### Stated problem
Write out each line that follows exactly as it stands, without the pictures.

>>>>>

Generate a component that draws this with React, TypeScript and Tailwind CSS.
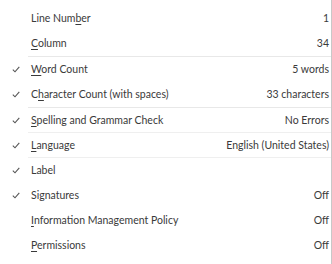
const rows: (
  | { sep: "gap" | "flush" }
  | { sep?: undefined; label: React.ReactNode; value?: string; checked?: boolean }
)[] = [
  { label: <>Line Num<u>b</u>er</>, value: "1" },
  { label: <><u>C</u>olumn</>, value: "34" },
  { sep: "gap" },
  { label: <><u>W</u>ord Count</>, value: "5 words", checked: true },
  { label: <>C<u>h</u>aracter Count (with spaces)</>, value: "33 characters", checked: true },
  { sep: "gap" },
  { label: <><u>S</u>pelling and Grammar Check</>, value: "No Errors", checked: true },
  { sep: "flush" },
  { label: <><u>L</u>anguage</>, value: "English (United States)", checked: true },
  { sep: "flush" },
  { label: <>Label</>, checked: true },
  { label: <>Signatures</>, value: "Off", checked: true },
  { label: <><u>I</u>nformation Management Policy</>, value: "Off" },
  { label: <><u>P</u>ermissions</>, value: "Off" },
];

function Check() {
  return (
    <svg width="8" height="7" viewBox="0 0 8 7" className="text-[#555]">
      <path d="M0.8 3.6 L3 5.8 L7.3 0.8" fill="none" stroke="currentColor" strokeWidth="1.1" />
    </svg>
  );
}

export default function App() {
  return (
    <div className="w-[332px] h-[264px] bg-white overflow-hidden">
      <div className="h-full border-r border-[#c8c8c8] pt-[6px] text-[10.5px] text-[#3a3a3a] [font-family:Lato,sans-serif]">
        {rows.map((r, i) =>
          r.sep ? (
            <div
              key={i}
              className={
                r.sep === "gap"
                  ? "ml-[28px] h-px bg-[#e8e8e8]"
                  : "ml-[28px] -mt-px h-px bg-[#efefef] relative"
              }
            />
          ) : (
            <div key={i} className="flex items-center h-[25px] pr-[2px]">
              <div className="w-[31px] flex justify-start pl-[12px]">
                {r.checked && <Check />}
              </div>
              <div className="flex-1 whitespace-nowrap [&_u]:underline-offset-2">{r.label}</div>
              {r.value && <div className="whitespace-nowrap">{r.value}</div>}
            </div>
          )
        )}
      </div>
    </div>
  );
}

<<<<<

### Solution for this exercise
Generate a component that draws this with React, TypeScript and Tailwind CSS.
const rows: (
  | { sep: "gap" | "flush" }
  | { sep?: undefined; label: React.ReactNode; value?: string; checked?: boolean }
)[] = [
  { label: <>Line Num<u>b</u>er</>, value: "1" },
  { label: <><u>C</u>olumn</>, value: "34" },
  { sep: "gap" },
  { label: <><u>W</u>ord Count</>, value: "5 words", checked: true },
  { label: <>C<u>h</u>aracter Count (with spaces)</>, value: "33 characters", checked: true },
  { sep: "gap" },
  { label: <><u>S</u>pelling and Grammar Check</>, value: "No Errors", checked: true },
  { sep: "flush" },
  { label: <><u>L</u>anguage</>, value: "English (United States)", checked: true },
  { sep: "flush" },
  { label: <>Label</>, checked: true },
  { label: <>Signatures</>, value: "Off", checked: true },
  { label: <><u>I</u>nformation Management Policy</>, value: "Off" },
  { label: <><u>P</u>ermissions</>, value: "Off" },
];

function Check() {
  return (
    <svg width="8" height="7" viewBox="0 0 8 7" className="text-[#555]">
      <path d="M0.8 3.6 L3 5.8 L7.3 0.8" fill="none" stroke="currentColor" strokeWidth="1.1" />
    </svg>
  );
}

export default function App() {
  return (
    <div className="w-[332px] h-[264px] bg-white overflow-hidden">
      <div className="h-full border-r border-[#c8c8c8] pt-[6px] text-[10.5px] text-[#3a3a3a] [font-family:Lato,sans-serif]">
        {rows.map((r, i) =>
          r.sep ? (
            <div
              key={i}
              className={
                r.sep === "gap"
                  ? "ml-[28px] h-px bg-[#e8e8e8]"
                  : "ml-[28px] -mt-px h-px bg-[#efefef] relative"
              }
            />
          ) : (
            <div key={i} className="flex items-center h-[25px] pr-[2px]">
              <div className="w-[31px] flex justify-start pl-[12px]">
                {r.checked && <Check />}
              </div>
              <div className="flex-1 whitespace-nowrap [&_u]:underline-offset-2">{r.label}</div>
              {r.value && <div className="whitespace-nowrap">{r.value}</div>}
            </div>
          )
        )}
      </div>
    </div>
  );
}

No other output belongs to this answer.